À une époque indéterminée qui pourrait être la nôtre ou quarante ans plus tôt, un virus dangereux se répand. Il calcifie lentement ses victimes les transformant inexorablement en statue de marbrer. Il se transmet par le sang.
Alpha (Melissa Boros) a treize ans. Sa mère (Golshifteh Farahani) panique le jour où Alpha revient d’une soirée un tatouage sur le bras, peut-être dessiné avec une aiguille infectée. L’oncle d’Alpha (Tahar Rahim) toxicomane est rongé par la terrible maladie.
Alpha a fait beaucoup parler de lui. C’est le troisième long-métrage de Julia Ducournau dont Grave, le premier, avait suscité un grand vent d’air frais dans le cinéma gore et dont le deuxième, Titane, avait remporté la Palme d’or en 2021. Autant dire qu’Alpha, en sélection en mai dernier à Cannes, était attendu au tournant. Les festivaliers ont eu la dent dure qui l’ont taillé en pièces.
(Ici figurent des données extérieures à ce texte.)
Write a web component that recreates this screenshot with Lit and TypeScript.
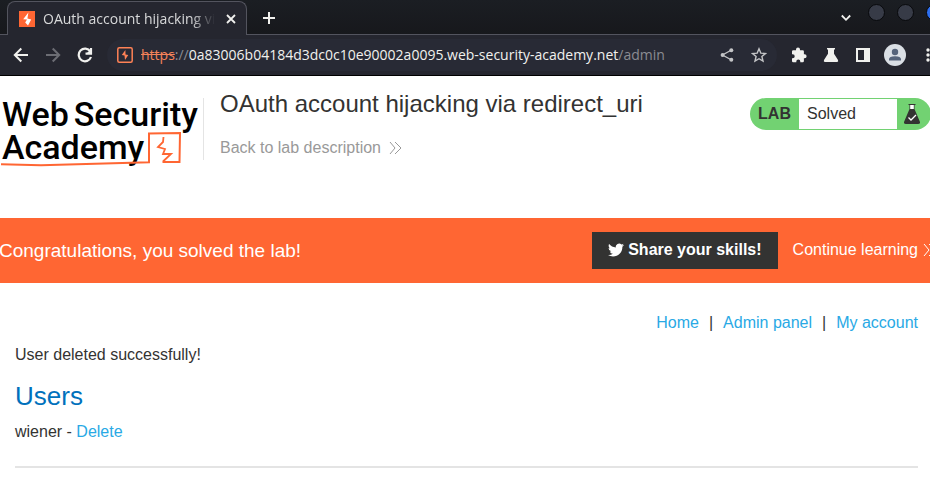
import { LitElement, html, css, svg } from "lit";
import { customElement, property } from "lit/decorators.js";

const bolt = svg`<path d="M9.4 1.5 4.2 8.2 8 8.6 6.2 11.6 9 14.5 12.2 8.6 8.4 7.6Z" />`;

const chevrons = html`<svg class="chevrons" width="13" height="14" viewBox="0 0 13 14" fill="none" stroke="currentColor" aria-hidden="true">
  <path d="M1 1l5 6-5 6M6 1l6 6-6 6" />
</svg>`;

@customElement("browser-chrome")
class BrowserChrome extends LitElement {
  @property() tabTitle = "";
  @property() site = "";
  @property() path = "";

  static styles = css`
    :host {
      display: block;
      background: #25262f;
      border-bottom: 1px solid #000;
      color: #f1f1ee;
      font-family: "Noto Sans", sans-serif;
      font-size: 14px;
      line-height: 20px;
    }
    svg { display: block; flex: none; }
    button {
      display: grid;
      place-items: center;
      flex: none;
      padding: 0;
      border: 0;
      background: none;
      color: inherit;
    }
    .strip {
      display: flex;
      height: 34px;
      padding-left: 7px;
      border-bottom: 1px solid #53545e;
      background: linear-gradient(#1b1e23, #17181c);
    }
    .tab {
      position: relative;
      box-sizing: border-box;
      display: flex;
      align-items: center;
      gap: 8px;
      width: 240px;
      height: 34px;
      margin-top: 1px;
      padding: 0 7px 0 11px;
      border: 1px solid #53545e;
      border-bottom: 0;
      border-radius: 8px 8px 0 0;
      background: #25262f;
    }
    .title {
      flex: 1;
      min-width: 0;
      overflow: hidden;
      white-space: nowrap;
      color: #d8d9da;
      font-family: "Open Sans", sans-serif;
      mask-image: linear-gradient(to right, #000 86%, transparent);
    }
    .close { width: 16px; height: 20px; }
    .add { width: 24px; margin: 1px auto 0 10px; }
    .window { display: flex; gap: 12px; margin-right: -13px; }
    .window button { width: 17px; height: 24px; }
    .menu { margin: 6px 2px 0 0; }
    .dot {
      width: 15px;
      height: 15px;
      border: 1px solid #08090c;
      border-radius: 50%;
      background: #373b47;
    }
    .dot.blue { background: #2d6ff0; }
    .bar {
      display: flex;
      align-items: center;
      height: 40px;
      padding-left: 13px;
    }
    .nav { display: flex; gap: 16px; }
    .nav button { width: 16px; height: 24px; }
    .off { color: #6c6d74; }
    .address {
      flex: 1;
      min-width: 0;
      display: flex;
      align-items: center;
      gap: 8px;
      height: 32px;
      margin: 0 14px;
      padding: 0 10px;
      border-radius: 16px;
      background: #282a35;
    }
    .url { flex: 1; white-space: nowrap; color: #8b8c92; font-family: "Open Sans", sans-serif; }
    .url s { color: #f5835a; }
    .url b { font-weight: 400; color: #f1f1ee; }
    .soft { display: flex; gap: 16px; color: #c4c5c7; }
    .tools { display: flex; align-items: center; gap: 16px; margin-right: -5px; }
    .profile { margin: 0 -3px; }
  `;

  render() {
    return html`
      <div class="strip">
        <div class="tab">
          <svg width="16" height="16" viewBox="0 0 16 16" aria-hidden="true">
            <rect width="16" height="16" fill="#ff6633" />
            <g fill="#fff">${bolt}</g>
          </svg>
          <span class="title">${this.tabTitle}</span>
          <button class="close" aria-label="Close tab">
            <svg width="10" height="10" viewBox="0 0 10 10" stroke="currentColor" stroke-width="1.8"><path d="M1 1l8 8M9 1l-8 8" /></svg>
          </button>
        </div>
        <button class="add" aria-label="New tab">
          <svg width="12" height="12" viewBox="0 0 12 12" stroke="currentColor" stroke-width="2"><path d="M6 0v12M0 6h12" /></svg>
        </button>
        <div class="window">
          <button class="menu" aria-label="Search tabs">
            <svg width="10" height="8" viewBox="0 0 10 8" fill="none" stroke="currentColor" stroke-width="1.8"><path d="M.8 1.5 5 5.8l4.200-4.300" /></svg>
          </button>
          <button aria-label="Minimize"><span class="dot"></span></button>
          <button aria-label="Maximize"><span class="dot"></span></button>
          <button aria-label="Close"><span class="dot blue"></span></button>
        </div>
      </div>
      <div class="bar">
        <div class="nav">
          <button aria-label="Back">
            <svg width="16" height="16" viewBox="0 0 16 16" fill="none" stroke="currentColor" stroke-width="2"><path d="M15 8H2M8.300 1.500 1.800 8l6.500 6.500" /></svg>
          </button>
          <button class="off" aria-label="Forward" disabled>
            <svg width="16" height="16" viewBox="0 0 16 16" fill="none" stroke="currentColor" stroke-width="2"><path d="M1 8h13M7.700 1.500 14.200 8l-6.500 6.500" /></svg>
          </button>
          <button aria-label="Reload">
            <svg width="16" height="16" viewBox="0 0 16 16" fill="none" stroke="currentColor" stroke-width="2.200"><path d="M13.300 4.500A6.300 6.300 0 1 0 14 10M14 1v5.500H8.500" /><path fill="currentColor" stroke="none" d="M15 1v6.500H8.500Z" /></svg>
          </button>
        </div>
        <div class="address">
          <svg width="16" height="16" viewBox="0 0 16 16" aria-hidden="true">
            <rect x=".8" y=".8" width="14.400" height="14.400" rx="1.500" fill="none" stroke="#ff8256" stroke-width="1.500" />
            <path d="M8.400 3 4.800 8l2.700.5L8 13l3.300-5-2.800-.6Z" fill="#ff8256" />
          </svg>
          <span class="url"><s>https</s>://<b>${this.site}</b>${this.path}</span>
          <div class="soft">
            <button aria-label="Share">
              <svg width="16" height="16" viewBox="0 0 16 16" fill="currentColor"><path d="M12.500 3 3.500 8l9 5" fill="none" stroke="currentColor" stroke-width="1.300" /><circle cx="12.300" cy="3.300" r="2" /><circle cx="3.600" cy="8" r="2" /><circle cx="12.300" cy="12.700" r="2" /></svg>
            </button>
            <button aria-label="Bookmark">
              <svg width="16" height="16" viewBox="0 0 16 16" fill="none" stroke="currentColor" stroke-width="1.400"><path d="M8 1.800l1.800 4.300 4.700.4-3.600 3 1.100 4.600L8 11.700 4 14.100l1.100-4.600-3.600-3 4.700-.4Z" /></svg>
            </button>
          </div>
        </div>
        <div class="tools">
          <button aria-label="Extensions">
            <svg width="16" height="16" viewBox="0 0 16 16" fill="currentColor"><path d="M1 4.500Q1 3.300 2.200 3.300H5V2.500a2 2 0 0 1 4 0v.8h2.700q1.200 0 1.200 1.200v2.700h.7a2 2 0 0 1 0 4h-.7V14q0 1.200-1.200 1.200H9.300v-.7a2 2 0 0 0-4 0v.7H2.200Q1 15.200 1 14v-2.800h.7a2 2 0 0 0 0-4H1Z" /></svg>
          </button>
          <button aria-label="Labs">
            <svg width="16" height="16" viewBox="0 0 16 16" fill="currentColor"><path d="M4 1h8v1.600h-1v4.200l4 6.200q.8 1.900-1 2H2q-1.800-.1-1-2l4-6.200V2.600H4Z" /></svg>
          </button>
          <button aria-label="Side panel">
            <svg width="16" height="16" viewBox="0 0 16 16"><path fill="currentColor" fill-rule="evenodd" d="M1 1h14v14H1ZM3 3v10h6V3Z" /></svg>
          </button>
          <button class="profile" aria-label="Profile">
            <svg width="22" height="22" viewBox="0 0 22 22"><circle cx="11" cy="11" r="11" fill="#dadfe5" /><g fill="#55637a"><circle cx="11" cy="8" r="3.200" /><path d="M5 16.500v-1.300q0-3 6-3t6 3v1.300Z" /></g></svg>
          </button>
          <button aria-label="More">
            <svg width="16" height="16" viewBox="0 0 16 16" fill="currentColor"><circle cx="9" cy="3" r="1.700" /><circle cx="9" cy="8" r="1.700" /><circle cx="9" cy="13" r="1.700" /></svg>
          </button>
        </div>
      </div>
    `;
  }
}

@customElement("lab-header")
class LabHeader extends LitElement {
  static styles = css`
    :host {
      display: flex;
      align-items: flex-start;
      box-sizing: border-box;
      min-height: 142px;
      padding-top: 22px;
      overflow: hidden;
    }
    svg { display: block; flex: none; }
    a { text-decoration: none; color: #999; }
    .logo {
      position: relative;
      flex: none;
      box-sizing: border-box;
      width: 204px;
      height: 62px;
      padding-left: 2px;
      border-right: 1px solid #e4e4e4;
      color: #000;
      font: 500 34px/33px Roboto, sans-serif;
    }
    .words { display: flex; gap: 5px; }
    .mark { position: absolute; left: 0; top: 32px; }
    .heading { flex: 1; min-width: 0; padding-left: 16px; }
    h2 { margin: 0; padding-bottom: 28px; font-size: 24px; font-weight: 400; line-height: 12px; }
    .back { display: flex; align-items: center; gap: 8px; line-height: 20px; }
    .status {
      flex: none;
      display: flex;
      align-items: center;
      box-sizing: border-box;
      width: 181px;
      height: 32px;
      margin-right: -1px;
      padding: 1px 0;
      overflow: hidden;
      border-radius: 16px;
      background: #72d272;
    }
    .lab { width: 49px; text-align: center; font-weight: 700; }
    .state { flex: 1; padding-left: 8px; background: #fff; line-height: 30px; }
    .flask { width: 34px; padding-left: 7px; box-sizing: border-box; }
  `;

  render() {
    return html`
      <a class="logo" href="#" aria-label="Web Security Academy">
        <span class="words"><span>Web</span><span>Security</span></span>
        <span class="words">Academy</span>
        <svg class="mark" width="190" height="38" viewBox="0 0 190 38" fill="none" stroke="#ff6633" aria-hidden="true">
          <path stroke-width="2" d="M1 34.300l40 .9L149 32.300 149 3.500l31-.5L179.500 32H162.500" />
          <path stroke-width="1.800" d="M163.500 7l-.5 5-5 5 7 2-2 5h8l-8 7.500" />
        </svg>
      </a>
      <div class="heading">
        <h2>OAuth account hijacking via redirect_uri</h2>
        <a class="back" href="#">Back to lab description ${chevrons}</a>
      </div>
      <div class="status">
        <span class="lab">LAB</span>
        <span class="state">Solved</span>
        <span class="flask">
          <svg width="16" height="22" viewBox="0 0 16 22" aria-hidden="true">
            <path fill="#fff" d="M6 2h4v5H6Z" />
            <path fill="#333332" d="M4.500 1h7v1h-7ZM5.500 2h.7v5h-.7ZM9.800 2h.7v5h-.7ZM5.500 6h5L16 19q.4 2-2 2H2q-2.400 0-2-2Z" />
            <path fill="none" stroke="#fff" stroke-width="1.300" d="M4.500 14.500 7 17l5-5" />
          </svg>
        </span>
      </div>
    `;
  }
}

@customElement("solved-banner")
class SolvedBanner extends LitElement {
  static styles = css`
    :host {
      display: flex;
      align-items: center;
      justify-content: space-between;
      height: 65px;
      overflow: hidden;
      background: #ff6633;
      color: #fff;
    }
    svg { display: block; flex: none; }
    h4 { margin: 0 0 0 -1px; font-size: 19px; font-weight: 400; line-height: 24px; }
    .actions { flex: none; display: flex; align-items: center; gap: 15px; margin-right: -6px; }
    button {
      display: flex;
      align-items: center;
      gap: 4px;
      height: 37px;
      padding: 0 16px 2px;
      border: 0;
      background: #333332;
      color: inherit;
      font: 700 16px/20px "Liberation Sans", Arial, sans-serif;
    }
    a { display: flex; align-items: center; gap: 5px; padding-bottom: 2px; color: inherit; text-decoration: none; }
  `;

  render() {
    return html`
      <h4>Congratulations, you solved the lab!</h4>
      <div class="actions">
        <button>
          <svg width="16" height="16" viewBox="0 0 24 24" fill="currentColor" aria-hidden="true">
            <path d="M23.950 4.570a10 10 0 0 1-2.820.770 4.960 4.960 0 0 0 2.160-2.720c-.950.550-2 .950-3.130 1.180a4.920 4.920 0 0 0-8.380 4.480C7.690 8.090 4.070 6.130 1.640 3.160a4.820 4.820 0 0 0-.670 2.480c0 1.710.870 3.210 2.190 4.100a4.900 4.900 0 0 1-2.230-.620v.060a4.920 4.920 0 0 0 3.950 4.830 5 5 0 0 1-2.210.080 4.940 4.940 0 0 0 4.600 3.420A9.870 9.870 0 0 1 0 19.540a14 14 0 0 0 7.550 2.210c9.050 0 14-7.500 14-13.980 0-.210 0-.420-.020-.630a9.940 9.940 0 0 0 2.420-2.570Z" />
          </svg>
          Share your skills!
        </button>
        <a href="#">Continue learning ${chevrons}</a>
      </div>
    `;
  }
}

@customElement("app-root")
class AppRoot extends LitElement {
  static styles = css`
    :host {
      display: block;
      min-height: 100vh;
      overflow: hidden;
      background: #fff;
      color: #333332;
      font: 16px/20px "Liberation Sans", Arial, sans-serif;
    }
    main { padding: 30px 12px 0 15px; }
    a { color: #29a9e5; text-decoration: none; }
    nav { display: flex; justify-content: flex-end; gap: 10px; }
    p { margin: 12px 0; }
    h1 { margin: 0; padding: 3px 0 10px; color: #0071bc; font-size: 26px; font-weight: 400; line-height: 32px; }
    hr { margin: 24px 0; border: 0; border-top: 2px solid #e4e4e4; }
    .user { margin: 0; }
  `;

  render() {
    return html`
      <browser-chrome
        tabTitle="OAuth account hijacking via redirect_uri"
        site="0a83006b04184d3dc0c10e90002a0095.web-security-academy.net"
        path="/admin"
      ></browser-chrome>
      <lab-header></lab-header>
      <solved-banner></solved-banner>
      <main>
        <nav>
          <a href="#">Home</a><span>|</span><a href="#">Admin panel</a><span>|</span><a href="#">My account</a>
        </nav>
        <p>User deleted successfully!</p>
        <h1>Users</h1>
        <p class="user">wiener - <a href="#">Delete</a></p>
        <hr />
      </main>
    `;
  }
}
Ils n’avaient pas totalement tort. Alpha a beaucoup de défauts. Des défauts qu’on aurait passés à un premier film d’un réalisateur inconnu mais qu’on ne pardonne pas au film qui suit immédiatement une Palme d’or. D’autant qu’il s’agit de défauts réparables : une musique envahissante, des effets spéciaux ratés, des scènes mal filmées (celle par exemple où la mère d’Alpha essaie d’endiguer la foule de patients qui se pressent devant l’hôpital). Le principal est peut-être d’avoir voulu trop en mettre : la maladie et la peur de l’épidémie, le harcèlement scolaire, la toxicodépendance, la monoparentalité, l’homosexualité et l’homophobie…. C’est beaucoup. C’est trop pour un film qui trop embrasse et mal étreint.
Mais ils n’avaient qu’à moitié raison. Alpha n’en a pas moins en effet plusieurs qualités. Le premier est l’originalité de son scénario qui, sans l’identifier clairement, reconstitue la chromatique marronnasse des années SIDA, en y laissant planer, avec cette poussière rouge omniprésente, des airs de fin du monde. Il vaut aussi par sa direction d’acteurs. Il faut saluer la révélation Melissa Boros, mais surtout l’interprétation incroyable de Tahar Rahim, méconnaissable, qui a perdu vingt kilos pour le rôle. Il mérite haut la main le prochain César du meilleur rôle masculin.
Sans doute Alpha n’est-il pas au niveau de Grave ou de Titane. Mais il n’en est pas moins un film (d)étonnant qui mérite d’être vu… en attendant le prochain de Julia Ducournau.